> Brief
Tally the lines in the records underneath that contain the string "this", and state the figure by itself.

::: Data to use :::

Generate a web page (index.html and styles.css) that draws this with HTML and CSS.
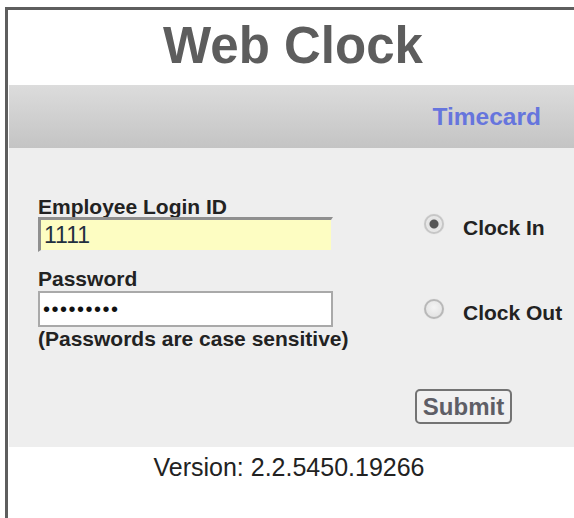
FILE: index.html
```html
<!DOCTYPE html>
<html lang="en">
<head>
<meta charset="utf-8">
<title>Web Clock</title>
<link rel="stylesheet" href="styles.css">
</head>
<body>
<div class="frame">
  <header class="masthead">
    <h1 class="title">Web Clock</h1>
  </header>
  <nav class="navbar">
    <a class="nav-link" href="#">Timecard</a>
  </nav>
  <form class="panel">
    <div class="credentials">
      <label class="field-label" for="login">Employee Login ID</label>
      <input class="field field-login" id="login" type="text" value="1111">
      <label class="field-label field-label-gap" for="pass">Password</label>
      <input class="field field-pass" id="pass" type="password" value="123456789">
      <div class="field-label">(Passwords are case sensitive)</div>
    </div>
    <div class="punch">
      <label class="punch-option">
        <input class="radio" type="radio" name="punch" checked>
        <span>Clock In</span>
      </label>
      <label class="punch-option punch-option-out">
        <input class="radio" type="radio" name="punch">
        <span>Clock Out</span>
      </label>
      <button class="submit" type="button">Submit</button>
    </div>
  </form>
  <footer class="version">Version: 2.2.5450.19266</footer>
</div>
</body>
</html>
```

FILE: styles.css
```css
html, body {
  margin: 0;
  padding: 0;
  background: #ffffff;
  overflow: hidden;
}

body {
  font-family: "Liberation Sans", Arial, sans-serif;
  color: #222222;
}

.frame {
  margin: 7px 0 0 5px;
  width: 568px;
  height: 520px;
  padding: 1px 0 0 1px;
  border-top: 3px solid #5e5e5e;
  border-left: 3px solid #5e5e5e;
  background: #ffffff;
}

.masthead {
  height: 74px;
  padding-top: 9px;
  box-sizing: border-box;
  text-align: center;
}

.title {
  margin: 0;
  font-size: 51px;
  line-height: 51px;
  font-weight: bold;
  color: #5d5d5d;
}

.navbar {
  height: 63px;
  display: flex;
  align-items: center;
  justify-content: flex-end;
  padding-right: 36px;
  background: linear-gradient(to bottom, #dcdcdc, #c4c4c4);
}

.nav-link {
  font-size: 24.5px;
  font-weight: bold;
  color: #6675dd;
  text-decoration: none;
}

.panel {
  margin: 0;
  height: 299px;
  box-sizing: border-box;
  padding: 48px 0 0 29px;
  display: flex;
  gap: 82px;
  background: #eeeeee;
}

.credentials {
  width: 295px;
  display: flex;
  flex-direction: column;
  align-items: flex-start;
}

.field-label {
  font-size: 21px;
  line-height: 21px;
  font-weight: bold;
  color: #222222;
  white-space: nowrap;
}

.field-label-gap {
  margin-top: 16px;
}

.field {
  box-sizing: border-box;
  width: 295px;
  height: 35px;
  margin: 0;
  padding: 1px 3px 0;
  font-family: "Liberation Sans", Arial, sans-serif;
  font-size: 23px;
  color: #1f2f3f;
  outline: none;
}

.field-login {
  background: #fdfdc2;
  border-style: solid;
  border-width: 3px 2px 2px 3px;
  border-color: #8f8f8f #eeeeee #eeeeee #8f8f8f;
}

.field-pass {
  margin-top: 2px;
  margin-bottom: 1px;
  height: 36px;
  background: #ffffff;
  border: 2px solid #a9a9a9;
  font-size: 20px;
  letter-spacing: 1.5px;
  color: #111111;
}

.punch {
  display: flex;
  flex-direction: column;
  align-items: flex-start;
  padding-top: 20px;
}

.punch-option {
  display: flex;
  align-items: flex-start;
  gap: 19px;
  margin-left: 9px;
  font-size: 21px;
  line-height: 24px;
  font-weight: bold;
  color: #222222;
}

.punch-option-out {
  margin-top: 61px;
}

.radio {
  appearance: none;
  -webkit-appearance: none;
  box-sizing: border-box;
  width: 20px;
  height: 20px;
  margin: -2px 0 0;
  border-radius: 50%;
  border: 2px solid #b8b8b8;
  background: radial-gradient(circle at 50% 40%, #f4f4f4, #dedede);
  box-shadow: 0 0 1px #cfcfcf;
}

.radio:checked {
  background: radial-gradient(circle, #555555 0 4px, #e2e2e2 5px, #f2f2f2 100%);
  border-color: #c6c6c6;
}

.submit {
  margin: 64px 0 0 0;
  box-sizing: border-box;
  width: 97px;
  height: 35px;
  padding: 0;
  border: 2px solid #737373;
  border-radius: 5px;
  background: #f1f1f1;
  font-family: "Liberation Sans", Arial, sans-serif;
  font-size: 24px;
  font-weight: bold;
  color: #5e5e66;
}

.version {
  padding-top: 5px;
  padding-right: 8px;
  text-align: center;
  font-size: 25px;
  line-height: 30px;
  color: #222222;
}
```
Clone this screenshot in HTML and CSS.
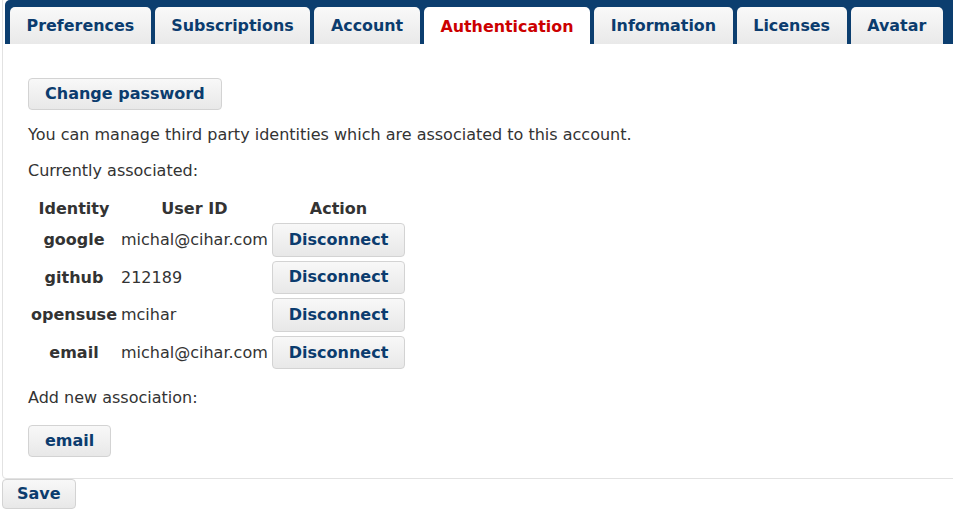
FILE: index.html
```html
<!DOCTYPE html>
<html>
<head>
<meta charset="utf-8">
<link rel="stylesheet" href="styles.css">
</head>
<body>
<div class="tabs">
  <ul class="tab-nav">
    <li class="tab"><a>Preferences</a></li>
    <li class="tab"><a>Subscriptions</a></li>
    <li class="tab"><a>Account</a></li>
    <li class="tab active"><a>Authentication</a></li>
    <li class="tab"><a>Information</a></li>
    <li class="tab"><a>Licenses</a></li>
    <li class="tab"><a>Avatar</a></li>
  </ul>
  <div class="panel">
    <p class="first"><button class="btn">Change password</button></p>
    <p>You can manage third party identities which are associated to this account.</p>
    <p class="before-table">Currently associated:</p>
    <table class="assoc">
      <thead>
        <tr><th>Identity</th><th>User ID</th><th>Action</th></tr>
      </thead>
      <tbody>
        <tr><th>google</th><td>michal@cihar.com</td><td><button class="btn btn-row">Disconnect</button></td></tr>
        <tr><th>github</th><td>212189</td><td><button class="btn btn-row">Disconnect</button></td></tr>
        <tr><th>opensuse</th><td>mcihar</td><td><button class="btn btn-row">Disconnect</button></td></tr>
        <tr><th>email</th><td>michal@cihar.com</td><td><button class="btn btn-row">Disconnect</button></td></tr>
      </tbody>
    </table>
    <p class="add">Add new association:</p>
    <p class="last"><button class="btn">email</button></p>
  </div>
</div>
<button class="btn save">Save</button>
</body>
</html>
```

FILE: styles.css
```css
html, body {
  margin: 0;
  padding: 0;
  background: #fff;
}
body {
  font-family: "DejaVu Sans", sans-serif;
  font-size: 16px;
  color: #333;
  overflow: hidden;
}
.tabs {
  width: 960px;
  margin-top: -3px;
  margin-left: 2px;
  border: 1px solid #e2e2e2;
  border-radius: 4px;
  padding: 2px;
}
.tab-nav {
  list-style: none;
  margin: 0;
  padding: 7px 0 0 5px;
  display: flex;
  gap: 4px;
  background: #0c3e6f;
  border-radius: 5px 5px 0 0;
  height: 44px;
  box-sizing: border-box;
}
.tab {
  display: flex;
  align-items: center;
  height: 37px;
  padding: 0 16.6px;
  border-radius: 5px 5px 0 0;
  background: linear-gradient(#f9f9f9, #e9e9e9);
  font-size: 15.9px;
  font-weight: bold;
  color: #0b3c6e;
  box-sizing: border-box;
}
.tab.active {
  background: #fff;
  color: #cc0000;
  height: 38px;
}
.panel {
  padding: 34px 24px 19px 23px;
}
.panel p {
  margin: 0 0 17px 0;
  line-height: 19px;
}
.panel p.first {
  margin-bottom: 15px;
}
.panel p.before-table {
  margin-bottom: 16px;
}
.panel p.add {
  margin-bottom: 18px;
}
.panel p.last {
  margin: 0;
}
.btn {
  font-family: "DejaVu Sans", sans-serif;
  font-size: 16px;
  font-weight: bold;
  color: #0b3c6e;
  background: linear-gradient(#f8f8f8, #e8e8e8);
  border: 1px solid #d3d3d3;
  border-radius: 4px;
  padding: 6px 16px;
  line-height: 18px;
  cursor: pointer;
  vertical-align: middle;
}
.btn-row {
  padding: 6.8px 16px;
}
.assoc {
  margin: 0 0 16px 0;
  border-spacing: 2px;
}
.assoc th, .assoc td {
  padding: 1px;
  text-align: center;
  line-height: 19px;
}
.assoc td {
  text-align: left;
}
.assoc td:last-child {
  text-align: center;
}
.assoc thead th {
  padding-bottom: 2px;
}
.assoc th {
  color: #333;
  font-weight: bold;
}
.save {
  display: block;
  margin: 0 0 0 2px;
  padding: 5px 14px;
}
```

:::

> Completed task
3